I1016 08:55:07.500522 70924 193117632 service_based_accessor.cc:859] Finished adding task, status = OK, task id = ffffffffffffffff7fffa98101000000, job id = 01000000
I1016 08:55:15.822947 70924 193117632 service_based_accessor.cc:1378] Publishing job error, job id = 01000000
I1016 08:55:15.822988 70924 193117632 service_based_accessor.cc:1381] Finished publishing job error, job id = 01000000
I1016 08:59:19.770591 70924 193117632 service_based_accessor.cc:48] Marking job state, job id = 02000000
I1016 08:59:19.770685 70924 193117632 node_manager.cc:1474] Driver (pid=71081) is disconnected. job_id: 02000000
I1016 08:59:19.771344 70924 193117632 service_based_accessor.cc:57] Finished marking job state, status = OK, job id = 02000000
I1016 08:59:19.771391 70924 193117632 node_manager.cc:353] HandleJobFinished 02000000

Notice the

I1016 08:55:07.500252 70924 193117632 worker_pool.cc:180] Job config of job 01000000 are not local yet.

If we cannot run your script, we cannot fix your issue.

[x] I have verified my script runs in a clean environment and reproduces the issue.
[x] I have verified the issue also occurs with the latest wheels.

P0 bug core release-blocker

Source

simon-mo

All 16 comments

This ray core issue is a P0 blocking issue for Ray Serve because it prevent user from using serve.start(detached=True) first driver and start new backends in subsequent drivers.

simon-mo on 16 Oct 2020

Note that this works if RAY_ENABLE_MULTI_TENANCY=0 is set for ray start.

@kfstorm, seems caused by a multitenancy bug.

stephanie-wang on 16 Oct 2020

👍1

I see. Under multi-tenancy mode, once a driver exits, the job ID will be removed from unfinished_jobs_, and further creation of tasks and actors will be blocked because the worker pool doesn't know the job config of this job.

We can fix this issue by introducing an all_jobs_ field, which will never erase the job from the map when a driver exits.

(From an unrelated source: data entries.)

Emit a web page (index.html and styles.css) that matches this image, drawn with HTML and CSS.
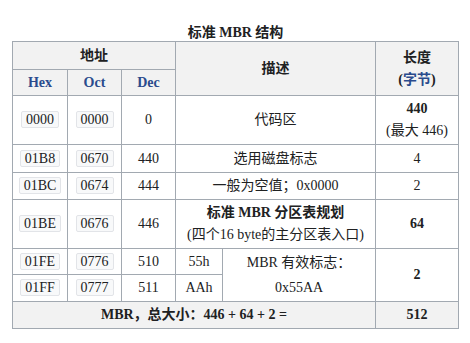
FILE: index.html
```html
<!DOCTYPE html>
<html lang="zh">
<head>
<meta charset="utf-8">
<link rel="stylesheet" href="styles.css">
</head>
<body>
<div class="page">
<table class="mbr">
  <caption>标准 MBR 结构</caption>
  <colgroup>
    <col class="c-hex"><col class="c-oct"><col class="c-dec"><col class="c-da"><col class="c-db"><col class="c-len">
  </colgroup>
  <thead>
    <tr class="h1">
      <th colspan="3">地址</th>
      <th colspan="2" rowspan="2">描述</th>
      <th rowspan="2" class="two">长度<br>(<span class="link">字节</span>)</th>
    </tr>
    <tr class="h2">
      <th class="sub">Hex</th>
      <th class="sub">Oct</th>
      <th class="sub">Dec</th>
    </tr>
  </thead>
  <tbody>
    <tr class="tall">
      <td><code>0000</code></td>
      <td><code>0000</code></td>
      <td>0</td>
      <td colspan="2">代码区</td>
      <td class="two"><b>440</b><br>(最大 446)</td>
    </tr>
    <tr class="r28">
      <td><code>01B8</code></td>
      <td><code>0670</code></td>
      <td>440</td>
      <td colspan="2">选用磁盘标志</td>
      <td>4</td>
    </tr>
    <tr class="r27">
      <td><code>01BC</code></td>
      <td><code>0674</code></td>
      <td>444</td>
      <td colspan="2">一般为空值；0x0000</td>
      <td>2</td>
    </tr>
    <tr class="tall">
      <td><code>01BE</code></td>
      <td><code>0676</code></td>
      <td>446</td>
      <td colspan="2" class="two"><b>标准 MBR 分区表规划</b><br>(四个16 byte的主分区表入口)</td>
      <td><b>64</b></td>
    </tr>
    <tr class="r26">
      <td><code>01FE</code></td>
      <td><code>0776</code></td>
      <td>510</td>
      <td>55h</td>
      <td rowspan="2" class="sig">MBR 有效标志：<br>0x55AA</td>
      <td rowspan="2"><b>2</b></td>
    </tr>
    <tr class="r27">
      <td><code>01FF</code></td>
      <td><code>0777</code></td>
      <td>511</td>
      <td>AAh</td>
    </tr>
  </tbody>
  <tfoot>
    <tr class="r27">
      <th colspan="5">MBR，总大小：446 + 64 + 2 =</th>
      <th>512</th>
    </tr>
  </tfoot>
</table>
</div>
</body>
</html>
```
FILE: styles.css
```css
html, body {
  margin: 0;
  padding: 0;
  background: #ffffff;
}

.page {
  padding: 24px 13px 0 12px;
  font-family: "Liberation Serif", "Noto Sans CJK SC", serif;
  font-size: 14px;
  color: #202122;
}

.mbr {
  width: 446px;
  border-collapse: collapse;
  table-layout: fixed;
  border: 1px solid #a2a9b1;
}

.mbr caption {
  font-weight: bold;
  line-height: 17px;
  text-align: center;
  padding: 0;
}

.c-hex { width: 55px; }
.c-oct { width: 54px; }
.c-dec { width: 54px; }
.c-da { width: 47px; }
.c-db { width: 153px; }
.c-len { width: 83px; }

.mbr th,
.mbr td {
  border: 1px solid #a2a9b1;
  padding: 0 4px;
  text-align: center;
  vertical-align: middle;
  line-height: 20px;
}

.mbr th {
  background: #f2f2f2;
  font-weight: bold;
}

.mbr td {
  background: #ffffff;
}

.mbr .sub {
  color: #2a4b8d;
}

.link {
  color: #2a4b8d;
}

.h1 { height: 28px; }
.h2 { height: 26px; }
.tall { height: 49px; }
.r28 { height: 28px; }
.r27 { height: 27px; }
.r26 { height: 26px; }

.mbr .two {
  line-height: 22px;
}

.mbr .sig {
  line-height: 25px;
}

code {
  font-family: "Liberation Serif", "Noto Sans CJK SC", serif;
  font-size: 14px;
  display: inline-block;
  line-height: 15px;
  padding: 0 4px;
  background: #f8f9fa;
  border: 1px solid #e2e4e8;
  border-radius: 2px;
  color: #202122;
}
```
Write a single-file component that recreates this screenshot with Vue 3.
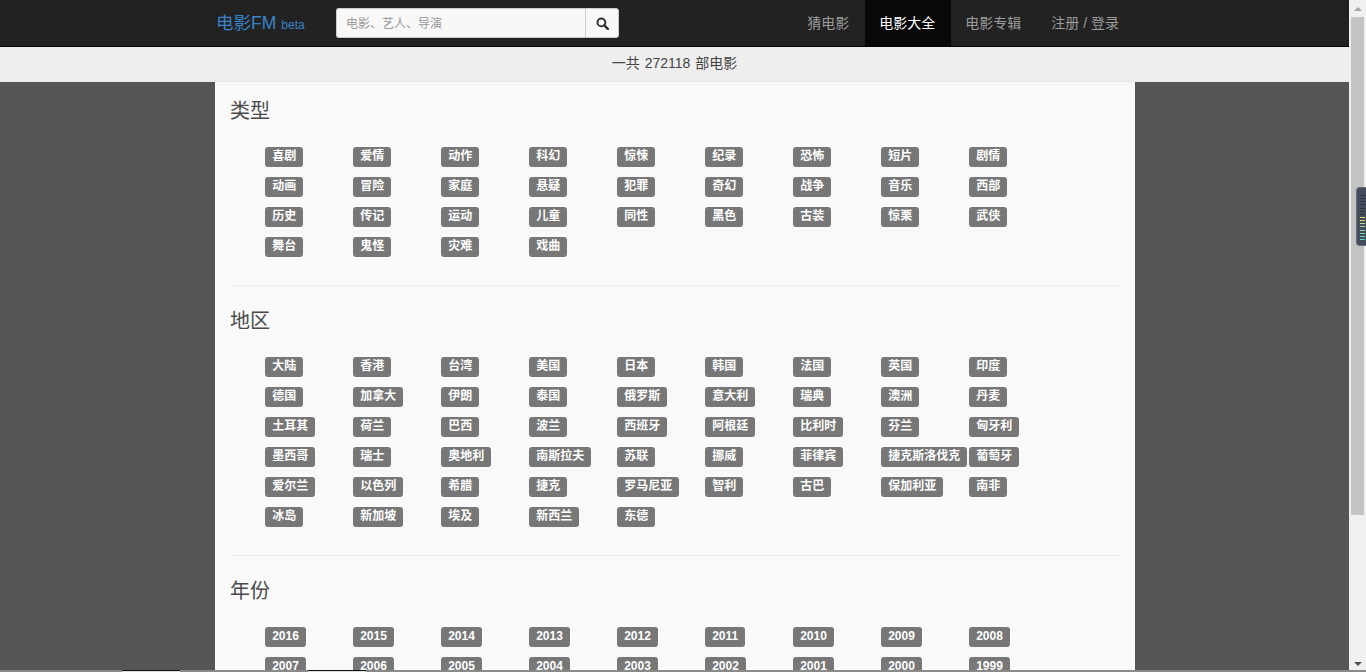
<script setup>
const sections = [
  {
    title: '类型',
    items: ['喜剧','爱情','动作','科幻','惊悚','纪录','恐怖','短片','剧情','动画','冒险','家庭','悬疑','犯罪','奇幻','战争','音乐','西部','历史','传记','运动','儿童','同性','黑色','古装','惊栗','武侠','舞台','鬼怪','灾难','戏曲'],
  },
  {
    title: '地区',
    items: ['大陆','香港','台湾','美国','日本','韩国','法国','英国','印度','德国','加拿大','伊朗','泰国','俄罗斯','意大利','瑞典','澳洲','丹麦','土耳其','荷兰','巴西','波兰','西班牙','阿根廷','比利时','芬兰','匈牙利','墨西哥','瑞士','奥地利','南斯拉夫','苏联','挪威','菲律宾','捷克斯洛伐克','葡萄牙','爱尔兰','以色列','希腊','捷克','罗马尼亚','智利','古巴','保加利亚','南非','冰岛','新加坡','埃及','新西兰','东德'],
  },
  {
    title: '年份',
    items: ['2016','2015','2014','2013','2012','2011','2010','2009','2008','2007','2006','2005','2004','2003','2002','2001','2000','1999'],
  },
]
const navs = [
  { text: '猜电影' },
  { text: '电影大全', active: true },
  { text: '电影专辑' },
  { text: '注册 / 登录' },
]
const meterBars = ['#2f333b','#2f333b','#2f333b','#2f333b','#2f333b','#2f333b','#2f333b','#d8d86a','#d8d86a','#b4dc80','#96dc90','#80dca4','#6cdcb0','#60dcbc','#58dcc4']
</script>

<template>
  <div class="screen">
    <div class="page">
      <nav class="navbar">
        <div class="nav-inner">
          <a class="brand">电影FM<small>beta</small></a>
          <form class="search" @submit.prevent>
            <input class="search-input" type="text" placeholder="电影、艺人、导演" />
            <button class="search-btn" type="button" aria-label="搜索">
              <svg width="13" height="13" viewBox="0 0 13 13">
                <circle cx="5.4" cy="5.4" r="3.9" fill="none" stroke="#333" stroke-width="2" />
                <path d="M8.3 8.3 L11.8 11.8" stroke="#333" stroke-width="2.4" stroke-linecap="round" />
              </svg>
            </button>
          </form>
          <ul class="nav-links">
            <li v-for="n in navs" :key="n.text" :class="{ active: n.active }">{{ n.text }}</li>
          </ul>
        </div>
      </nav>
      <div class="subbar">一共 272118 部电影</div>
      <main class="container">
        <section v-for="(s, i) in sections" :key="s.title" class="section">
          <hr v-if="i > 0" class="divider" />
          <h3 class="heading">{{ s.title }}</h3>
          <ul class="tags">
            <li v-for="t in s.items" :key="t"><span class="label">{{ t }}</span></li>
          </ul>
        </section>
      </main>
    </div>
    <aside class="scrollbar">
      <div class="arrow-box"><span class="arrow up"></span></div>
      <div class="track"><div class="thumb"></div></div>
      <div class="arrow-box"><span class="arrow down"></span></div>
    </aside>
    <div class="meter">
      <span v-for="(c, i) in meterBars" :key="i" class="meter-bar" :style="{ background: c }"></span>
    </div>
    <div class="bottom-strip">
      <span class="seg gray w122"></span>
      <span class="seg dark w58"></span>
      <span class="seg gray w128"></span>
      <span class="seg dark w58"></span>
      <span class="seg gray grow"></span>
    </div>
  </div>
</template>

<style>
html, body { margin: 0; height: 100%; overflow: hidden; background: #555; }
</style>

<style scoped>
.screen {
  position: relative;
  display: flex;
  width: 1366px;
  height: 672px;
  overflow: hidden;
  font-family: "Liberation Sans", "Noto Sans CJK SC", sans-serif;
  font-size: 14px;
  color: #333;
}
.page {
  width: 1349px;
  height: 672px;
  overflow: hidden;
  background: #555;
  flex: none;
}
.navbar {
  height: 46px;
  background: #222;
  border-bottom: 1px solid #080808;
}
.nav-inner {
  display: flex;
  align-items: flex-start;
  width: 920px;
  margin-left: 215px;
  height: 46px;
}
.brand {
  width: 121px;
  padding-left: 1px;
  box-sizing: border-box;
  line-height: 46px;
  font-size: 17.5px;
  color: #3b82c9;
  white-space: nowrap;
  flex: none;
}
.brand small {
  margin-left: 5px;
  font-size: 12px;
}
.search {
  display: flex;
  margin-top: 8px;
  height: 30px;
  flex: none;
}
.search-input {
  width: 249px;
  height: 30px;
  box-sizing: border-box;
  padding: 2px 9px 0;
  border: 1px solid #ccc;
  border-right: 0;
  border-radius: 3px 0 0 3px;
  background: #f8f8f8;
  font: 12px "Liberation Sans", "Noto Sans CJK SC", sans-serif;
  outline: none;
}
.search-input::placeholder { color: #999; opacity: 1; }
.search-btn {
  display: flex;
  align-items: center;
  justify-content: center;
  width: 34px;
  height: 30px;
  padding: 0;
  border: 1px solid #ccc;
  border-radius: 0 3px 3px 0;
  background: #f8f8f8;
}
.nav-links {
  display: flex;
  margin: 0 0 0 auto;
  padding: 0;
  list-style: none;
  height: 46px;
}
.nav-links li {
  padding: 0 16px 0 14px;
  line-height: 46px;
  color: #9d9d9d;
  white-space: nowrap;
}
.nav-links li.active {
  color: #fff;
  background: #080808;
}
.subbar {
  height: 34px;
  line-height: 32px;
  background: #eee;
  border-bottom: 1px solid #e7e7e7;
  text-align: center;
  color: #444;
  word-spacing: 1px;
}
.container {
  width: 920px;
  margin-left: 215px;
  box-sizing: border-box;
  padding: 0 15px;
  background: #f9f9f9;
  height: 590px;
  overflow: hidden;
}
.heading {
  box-sizing: border-box;
  height: 56px;
  margin: 0;
  padding-top: 22px;
  font-size: 20px;
  font-weight: 400;
  line-height: 26px;
  color: #4a4a4a;
}
.section:first-child .heading {
  height: 50px;
  padding-top: 16px;
}
.tags {
  display: grid;
  grid-template-columns: repeat(9, 88px);
  grid-auto-rows: 30px;
  margin: 15px 0 0;
  padding: 0 0 18px 35px;
  list-style: none;
}
.tags li { white-space: nowrap; }
.label {
  display: inline-block;
  height: 20px;
  line-height: 19px;
  padding: 0 7.2px;
  box-sizing: border-box;
  border-radius: 3px;
  background: #777;
  color: #fff;
  font-size: 12px;
  font-weight: 700;
}
.divider {
  margin: 0;
  border: 0;
  border-top: 1px solid #eee;
}
.scrollbar {
  width: 17px;
  flex: none;
  display: flex;
  flex-direction: column;
  background: #f0f0f0;
}
.arrow-box {
  height: 17px;
  display: flex;
  align-items: center;
  justify-content: center;
  flex: none;
  padding-left: 1px;
}
.arrow {
  width: 0;
  height: 0;
  border-left: 4px solid transparent;
  border-right: 4px solid transparent;
}
.arrow.up { border-bottom: 4px solid #a3a3a3; }
.arrow.down { border-top: 4px solid #505050; }
.track { flex: 1; padding: 0 2px; }
.thumb { height: 498px; background: #c4c4c4; }
.meter {
  position: absolute;
  left: 1356px;
  top: 187px;
  width: 10px;
  height: 59px;
  box-sizing: border-box;
  background: #454c5c;
  border: 1px solid #666c7a;
  border-right: 0;
  border-radius: 4px 0 0 4px;
  padding: 7px 0 5px 3px;
  display: flex;
  flex-direction: column;
  justify-content: space-between;
}
.meter-bar { display: block; height: 1px; width: 5px; }
.bottom-strip {
  position: absolute;
  left: 0;
  bottom: 0;
  width: 100%;
  height: 2px;
  display: flex;
}
.seg { display: block; height: 100%; box-sizing: border-box; }
.gray { background: #8a8a8a; }
.dark { background: #ddd; border-top: 1px solid #111; }
.w122 { width: 122px; }
.w58 { width: 58px; }
.w128 { width: 128px; }
.grow { flex: 1; }
</style>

It seems that we allow creating new detached actors within a detached actor, right? But I'd like to throw out some questions:

Do we allow submitting normal tasks and creating non-detached actors in a detached actor (and the driver has already exited)?
What's the expected behavior if we turn multi-tenancy off and try to create non-detached actors in a detached actor?
Is there any cleanup mechanism that is in charge of killing detached actors and the non-detached actors (created by detached actors, if any)?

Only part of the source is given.